*TASK INSTRUCTIONS:* Return each line of the data below verbatim; pictures are to be left out.

*GIVEN MATERIAL:*
= = = = =

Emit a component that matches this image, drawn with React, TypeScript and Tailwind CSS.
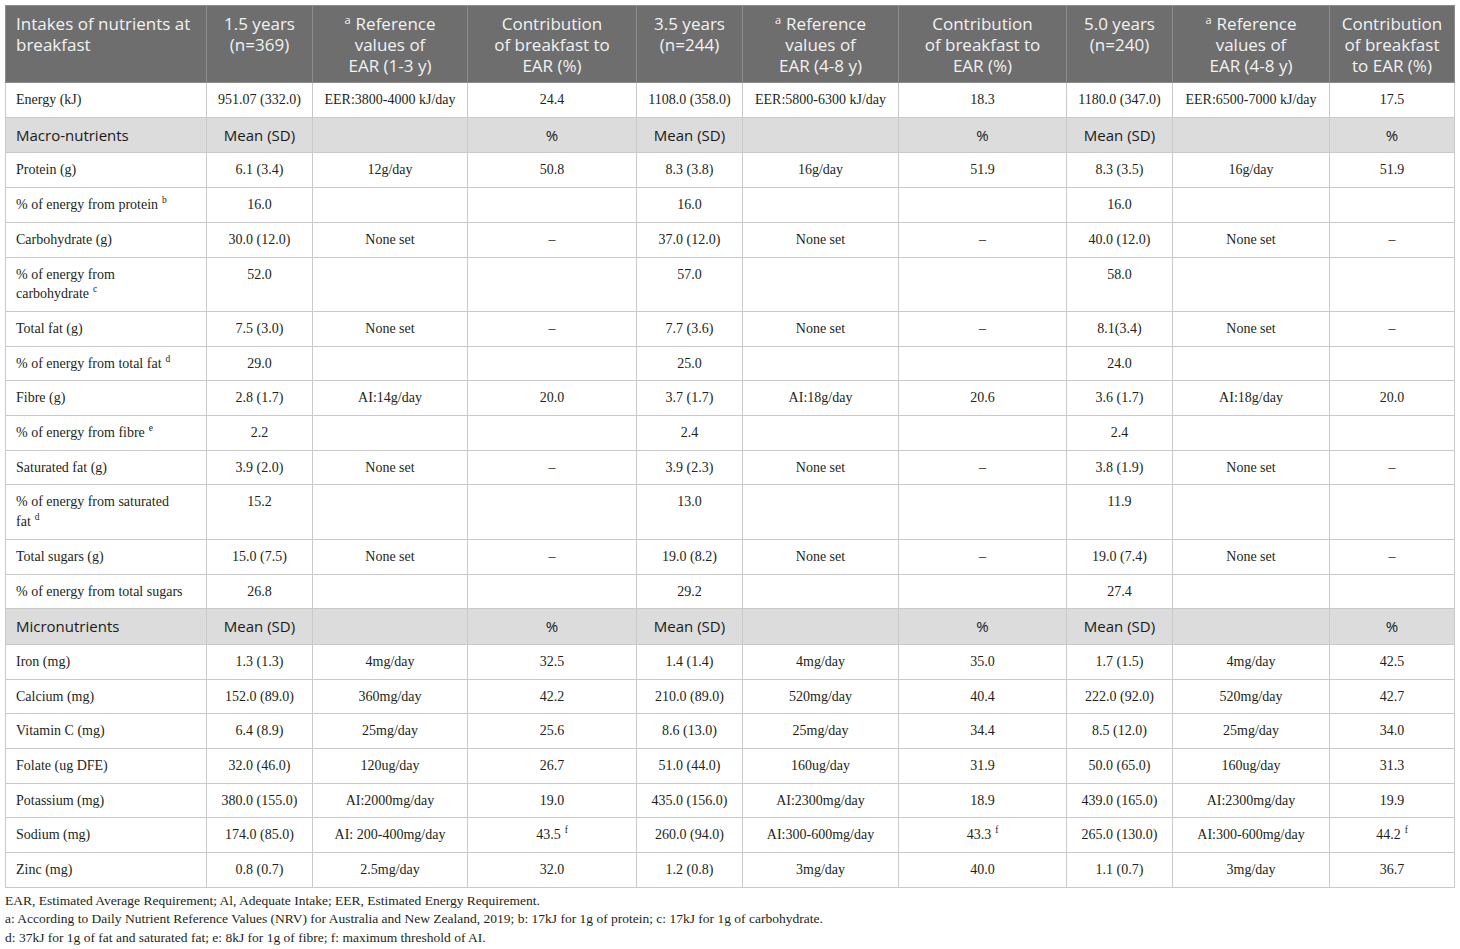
import React from "react";

type Cell = React.ReactNode;

const serif = "font-['Liberation_Serif','Times_New_Roman',serif]";
const sans = "font-['Open_Sans','Noto_Sans',sans-serif]";

const Sup = ({ c }: { c: string }) => (
  <span className="relative -top-[6px] ml-[4px] align-baseline text-[9.5px] leading-none">{c}</span>
);

const HSup = () => (
  <span className="relative -top-[6px] mr-[5px] align-baseline text-[11px] leading-none">a</span>
);

const widths = [
  "w-[201px]",
  "w-[106px]",
  "w-[155px]",
  "w-[169px]",
  "w-[106px]",
  "w-[156px]",
  "w-[168px]",
  "w-[106px]",
  "w-[157px]",
  "w-[125px]",
];

const header: Cell[] = [
  <>Intakes of nutrients at<br />breakfast</>,
  <>1.5 years<br />(n=369)</>,
  <><HSup />Reference<br />values of<br />EAR (1-3 y)</>,
  <>Contribution<br />of breakfast to<br />EAR (%)</>,
  <>3.5 years<br />(n=244)</>,
  <><HSup />Reference<br />values of<br />EAR (4-8 y)</>,
  <>Contribution<br />of breakfast to<br />EAR (%)</>,
  <>5.0 years<br />(n=240)</>,
  <><HSup />Reference<br />values of<br />EAR (4-8 y)</>,
  <>Contribution<br />of breakfast<br />to EAR (%)</>,
];

type Row = { section?: boolean; cells: Cell[] };

const D = "–";

const rows: Row[] = [
  { cells: ["Energy (kJ)", "951.07 (332.0)", "EER:3800-4000 kJ/day", "24.4", "1108.0 (358.0)", "EER:5800-6300 kJ/day", "18.3", "1180.0 (347.0)", "EER:6500-7000 kJ/day", "17.5"] },
  { section: true, cells: ["Macro-nutrients", "Mean (SD)", "", "%", "Mean (SD)", "", "%", "Mean (SD)", "", "%"] },
  { cells: ["Protein (g)", "6.1 (3.4)", "12g/day", "50.8", "8.3 (3.8)", "16g/day", "51.9", "8.3 (3.5)", "16g/day", "51.9"] },
  { cells: [<>% of energy from protein<Sup c="b" /></>, "16.0", "", "", "16.0", "", "", "16.0", "", ""] },
  { cells: ["Carbohydrate (g)", "30.0 (12.0)", "None set", D, "37.0 (12.0)", "None set", D, "40.0 (12.0)", "None set", D] },
  { cells: [<>% of energy from<br />carbohydrate<Sup c="c" /></>, "52.0", "", "", "57.0", "", "", "58.0", "", ""] },
  { cells: ["Total fat (g)", "7.5 (3.0)", "None set", D, "7.7 (3.6)", "None set", D, "8.1(3.4)", "None set", D] },
  { cells: [<>% of energy from total fat<Sup c="d" /></>, "29.0", "", "", "25.0", "", "", "24.0", "", ""] },
  { cells: ["Fibre (g)", "2.8 (1.7)", "AI:14g/day", "20.0", "3.7 (1.7)", "AI:18g/day", "20.6", "3.6 (1.7)", "AI:18g/day", "20.0"] },
  { cells: [<>% of energy from fibre<Sup c="e" /></>, "2.2", "", "", "2.4", "", "", "2.4", "", ""] },
  { cells: ["Saturated fat (g)", "3.9 (2.0)", "None set", D, "3.9 (2.3)", "None set", D, "3.8 (1.9)", "None set", D] },
  { cells: [<>% of energy from saturated<br />fat<Sup c="d" /></>, "15.2", "", "", "13.0", "", "", "11.9", "", ""] },
  { cells: ["Total sugars (g)", "15.0 (7.5)", "None set", D, "19.0 (8.2)", "None set", D, "19.0 (7.4)", "None set", D] },
  { cells: ["% of energy from total sugars", "26.8", "", "", "29.2", "", "", "27.4", "", ""] },
  { section: true, cells: ["Micronutrients", "Mean (SD)", "", "%", "Mean (SD)", "", "%", "Mean (SD)", "", "%"] },
  { cells: ["Iron (mg)", "1.3 (1.3)", "4mg/day", "32.5", "1.4 (1.4)", "4mg/day", "35.0", "1.7 (1.5)", "4mg/day", "42.5"] },
  { cells: ["Calcium (mg)", "152.0 (89.0)", "360mg/day", "42.2", "210.0 (89.0)", "520mg/day", "40.4", "222.0 (92.0)", "520mg/day", "42.7"] },
  { cells: ["Vitamin C (mg)", "6.4 (8.9)", "25mg/day", "25.6", "8.6 (13.0)", "25mg/day", "34.4", "8.5 (12.0)", "25mg/day", "34.0"] },
  { cells: ["Folate (ug DFE)", "32.0 (46.0)", "120ug/day", "26.7", "51.0 (44.0)", "160ug/day", "31.9", "50.0 (65.0)", "160ug/day", "31.3"] },
  { cells: ["Potassium (mg)", "380.0 (155.0)", "AI:2000mg/day", "19.0", "435.0 (156.0)", "AI:2300mg/day", "18.9", "439.0 (165.0)", "AI:2300mg/day", "19.9"] },
  { cells: ["Sodium (mg)", "174.0 (85.0)", "AI: 200-400mg/day", <>43.5<Sup c="f" /></>, "260.0 (94.0)", "AI:300-600mg/day", <>43.3<Sup c="f" /></>, "265.0 (130.0)", "AI:300-600mg/day", <>44.2<Sup c="f" /></>] },
  { cells: ["Zinc (mg)", "0.8 (0.7)", "2.5mg/day", "32.0", "1.2 (0.8)", "3mg/day", "40.0", "1.1 (0.7)", "3mg/day", "36.7"] },
];

export default function App() {
  return (
    <div className="min-h-[949px] w-[1460px] bg-white pl-[5px] pt-[5px] text-[#231f20]">
      <table className="table-fixed border-collapse w-[1450px]">
        <colgroup>
          {widths.map((w, i) => (
            <col key={i} className={w} />
          ))}
        </colgroup>
        <thead>
          <tr className="bg-[#6e6e6e]">
            {header.map((h, i) => (
              <th
                key={i}
                className={`${sans} border border-[#8c8c8c] px-[10px] pt-[7px] pb-[6px] align-top text-[17px] font-normal leading-[21px] text-[#f2f2f2] ${
                  i === 0 ? "text-left" : "text-center"
                }`}
              >
                {h}
              </th>
            ))}
          </tr>
        </thead>
        <tbody>
          {rows.map((r, ri) => (
            <tr key={ri} className={r.section ? "bg-[#dcdcdc]" : "bg-white"}>
              {r.cells.map((c, ci) => (
                <td
                  key={ci}
                  className={`border border-[#c9c9c9] px-[10px] align-top ${
                    r.section
                      ? `${sans} pt-[7px] pb-[7px] text-[15px] leading-[20.7px] text-[#1a1a1a]`
                      : `${serif} py-[7px] text-[14px] leading-[19.7px]`
                  } ${ci === 0 ? "text-left" : "text-center"}`}
                >
                  {c}
                </td>
              ))}
            </tr>
          ))}
        </tbody>
      </table>
      <div className={`${serif} mt-[4px] text-[13.5px] leading-[18.5px] text-[#231f20]`}>
        <p>EAR, Estimated Average Requirement; Al, Adequate Intake; EER, Estimated Energy Requirement.</p>
        <p>
          a: According to Daily Nutrient Reference Values (NRV) for Australia and New Zealand, 2019; b: 17kJ for 1g of protein; c: 17kJ for 1g of carbohydrate.
        </p>
        <p>d: 37kJ for 1g of fat and saturated fat; e: 8kJ for 1g of fibre; f: maximum threshold of AI.</p>
      </div>
    </div>
  );
}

= = = = =

*THE ANSWER:*
Emit a component that matches this image, drawn with React, TypeScript and Tailwind CSS.
import React from "react";

type Cell = React.ReactNode;

const serif = "font-['Liberation_Serif','Times_New_Roman',serif]";
const sans = "font-['Open_Sans','Noto_Sans',sans-serif]";

const Sup = ({ c }: { c: string }) => (
  <span className="relative -top-[6px] ml-[4px] align-baseline text-[9.5px] leading-none">{c}</span>
);

const HSup = () => (
  <span className="relative -top-[6px] mr-[5px] align-baseline text-[11px] leading-none">a</span>
);

const widths = [
  "w-[201px]",
  "w-[106px]",
  "w-[155px]",
  "w-[169px]",
  "w-[106px]",
  "w-[156px]",
  "w-[168px]",
  "w-[106px]",
  "w-[157px]",
  "w-[125px]",
];

const header: Cell[] = [
  <>Intakes of nutrients at<br />breakfast</>,
  <>1.5 years<br />(n=369)</>,
  <><HSup />Reference<br />values of<br />EAR (1-3 y)</>,
  <>Contribution<br />of breakfast to<br />EAR (%)</>,
  <>3.5 years<br />(n=244)</>,
  <><HSup />Reference<br />values of<br />EAR (4-8 y)</>,
  <>Contribution<br />of breakfast to<br />EAR (%)</>,
  <>5.0 years<br />(n=240)</>,
  <><HSup />Reference<br />values of<br />EAR (4-8 y)</>,
  <>Contribution<br />of breakfast<br />to EAR (%)</>,
];

type Row = { section?: boolean; cells: Cell[] };

const D = "–";

const rows: Row[] = [
  { cells: ["Energy (kJ)", "951.07 (332.0)", "EER:3800-4000 kJ/day", "24.4", "1108.0 (358.0)", "EER:5800-6300 kJ/day", "18.3", "1180.0 (347.0)", "EER:6500-7000 kJ/day", "17.5"] },
  { section: true, cells: ["Macro-nutrients", "Mean (SD)", "", "%", "Mean (SD)", "", "%", "Mean (SD)", "", "%"] },
  { cells: ["Protein (g)", "6.1 (3.4)", "12g/day", "50.8", "8.3 (3.8)", "16g/day", "51.9", "8.3 (3.5)", "16g/day", "51.9"] },
  { cells: [<>% of energy from protein<Sup c="b" /></>, "16.0", "", "", "16.0", "", "", "16.0", "", ""] },
  { cells: ["Carbohydrate (g)", "30.0 (12.0)", "None set", D, "37.0 (12.0)", "None set", D, "40.0 (12.0)", "None set", D] },
  { cells: [<>% of energy from<br />carbohydrate<Sup c="c" /></>, "52.0", "", "", "57.0", "", "", "58.0", "", ""] },
  { cells: ["Total fat (g)", "7.5 (3.0)", "None set", D, "7.7 (3.6)", "None set", D, "8.1(3.4)", "None set", D] },
  { cells: [<>% of energy from total fat<Sup c="d" /></>, "29.0", "", "", "25.0", "", "", "24.0", "", ""] },
  { cells: ["Fibre (g)", "2.8 (1.7)", "AI:14g/day", "20.0", "3.7 (1.7)", "AI:18g/day", "20.6", "3.6 (1.7)", "AI:18g/day", "20.0"] },
  { cells: [<>% of energy from fibre<Sup c="e" /></>, "2.2", "", "", "2.4", "", "", "2.4", "", ""] },
  { cells: ["Saturated fat (g)", "3.9 (2.0)", "None set", D, "3.9 (2.3)", "None set", D, "3.8 (1.9)", "None set", D] },
  { cells: [<>% of energy from saturated<br />fat<Sup c="d" /></>, "15.2", "", "", "13.0", "", "", "11.9", "", ""] },
  { cells: ["Total sugars (g)", "15.0 (7.5)", "None set", D, "19.0 (8.2)", "None set", D, "19.0 (7.4)", "None set", D] },
  { cells: ["% of energy from total sugars", "26.8", "", "", "29.2", "", "", "27.4", "", ""] },
  { section: true, cells: ["Micronutrients", "Mean (SD)", "", "%", "Mean (SD)", "", "%", "Mean (SD)", "", "%"] },
  { cells: ["Iron (mg)", "1.3 (1.3)", "4mg/day", "32.5", "1.4 (1.4)", "4mg/day", "35.0", "1.7 (1.5)", "4mg/day", "42.5"] },
  { cells: ["Calcium (mg)", "152.0 (89.0)", "360mg/day", "42.2", "210.0 (89.0)", "520mg/day", "40.4", "222.0 (92.0)", "520mg/day", "42.7"] },
  { cells: ["Vitamin C (mg)", "6.4 (8.9)", "25mg/day", "25.6", "8.6 (13.0)", "25mg/day", "34.4", "8.5 (12.0)", "25mg/day", "34.0"] },
  { cells: ["Folate (ug DFE)", "32.0 (46.0)", "120ug/day", "26.7", "51.0 (44.0)", "160ug/day", "31.9", "50.0 (65.0)", "160ug/day", "31.3"] },
  { cells: ["Potassium (mg)", "380.0 (155.0)", "AI:2000mg/day", "19.0", "435.0 (156.0)", "AI:2300mg/day", "18.9", "439.0 (165.0)", "AI:2300mg/day", "19.9"] },
  { cells: ["Sodium (mg)", "174.0 (85.0)", "AI: 200-400mg/day", <>43.5<Sup c="f" /></>, "260.0 (94.0)", "AI:300-600mg/day", <>43.3<Sup c="f" /></>, "265.0 (130.0)", "AI:300-600mg/day", <>44.2<Sup c="f" /></>] },
  { cells: ["Zinc (mg)", "0.8 (0.7)", "2.5mg/day", "32.0", "1.2 (0.8)", "3mg/day", "40.0", "1.1 (0.7)", "3mg/day", "36.7"] },
];

export default function App() {
  return (
    <div className="min-h-[949px] w-[1460px] bg-white pl-[5px] pt-[5px] text-[#231f20]">
      <table className="table-fixed border-collapse w-[1450px]">
        <colgroup>
          {widths.map((w, i) => (
            <col key={i} className={w} />
          ))}
        </colgroup>
        <thead>
          <tr className="bg-[#6e6e6e]">
            {header.map((h, i) => (
              <th
                key={i}
                className={`${sans} border border-[#8c8c8c] px-[10px] pt-[7px] pb-[6px] align-top text-[17px] font-normal leading-[21px] text-[#f2f2f2] ${
                  i === 0 ? "text-left" : "text-center"
                }`}
              >
                {h}
              </th>
            ))}
          </tr>
        </thead>
        <tbody>
          {rows.map((r, ri) => (
            <tr key={ri} className={r.section ? "bg-[#dcdcdc]" : "bg-white"}>
              {r.cells.map((c, ci) => (
                <td
                  key={ci}
                  className={`border border-[#c9c9c9] px-[10px] align-top ${
                    r.section
                      ? `${sans} pt-[7px] pb-[7px] text-[15px] leading-[20.7px] text-[#1a1a1a]`
                      : `${serif} py-[7px] text-[14px] leading-[19.7px]`
                  } ${ci === 0 ? "text-left" : "text-center"}`}
                >
                  {c}
                </td>
              ))}
            </tr>
          ))}
        </tbody>
      </table>
      <div className={`${serif} mt-[4px] text-[13.5px] leading-[18.5px] text-[#231f20]`}>
        <p>EAR, Estimated Average Requirement; Al, Adequate Intake; EER, Estimated Energy Requirement.</p>
        <p>
          a: According to Daily Nutrient Reference Values (NRV) for Australia and New Zealand, 2019; b: 17kJ for 1g of protein; c: 17kJ for 1g of carbohydrate.
        </p>
        <p>d: 37kJ for 1g of fat and saturated fat; e: 8kJ for 1g of fibre; f: maximum threshold of AI.</p>
      </div>
    </div>
  );
}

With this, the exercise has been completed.